Building Products. The Building Products Group produces a wide variety of
building products, such as lumber, plywood, particleboard, gypsum wallboard,
hardboard siding, and fiberboard sheathing.

Sales of building products are concentrated in the southeastern and
southwestern United States. No significant sales are generated under long-term
contracts. Sales of most of these products are made by account managers and
representatives. Most sales are to distributors, retailers, and O.E.M. (original
equipment manufacturer) accounts. Almost 95% of particleboard sales are to
commercial fabricators, such as manufacturers of cabinets and furniture. The 10
largest customers accounted for approximately 13% of the Building Products
Group's 1993 sales.

The building products business is heavily dependent upon the level of
residential housing expenditures, including the repair and remodeling market,
which is largely dependent upon the availability and cost of mortgage funds.

The Company recently announced a new particleboard plant to be located in
Hope, Arkansas. Construction of this plant will begin in the third quarter of
1994, with completion expected in the first quarter of 1996. The plant, which
will cost approximately $62 million to build, will have an annual production
capacity of 170 million square feet of particleboard.

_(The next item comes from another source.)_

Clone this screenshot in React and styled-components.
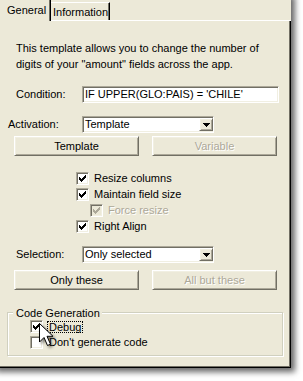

Financial Services. Financial Services operates a consumer savings bank and
engages in mortgage banking, land development, and insurance activities.

(i) Savings Bank. Guaranty is a federally-chartered stock savings bank
operated by the Company through its financial services subsidiaries. Guaranty
conducts its business through 124 banking centers located primarily in the
eastern third of Texas, including Houston, Dallas, San Antonio, and Austin. The
primary business of Guaranty is to attract savings deposits from the general
public and to invest in loans or mortgage-backed securities secured by mortgages
on residential and other real estate. In addition, through services agreements
and leases, affiliated entities and third party contractors sell annuities and
mutual funds at some of Guaranty's banking centers.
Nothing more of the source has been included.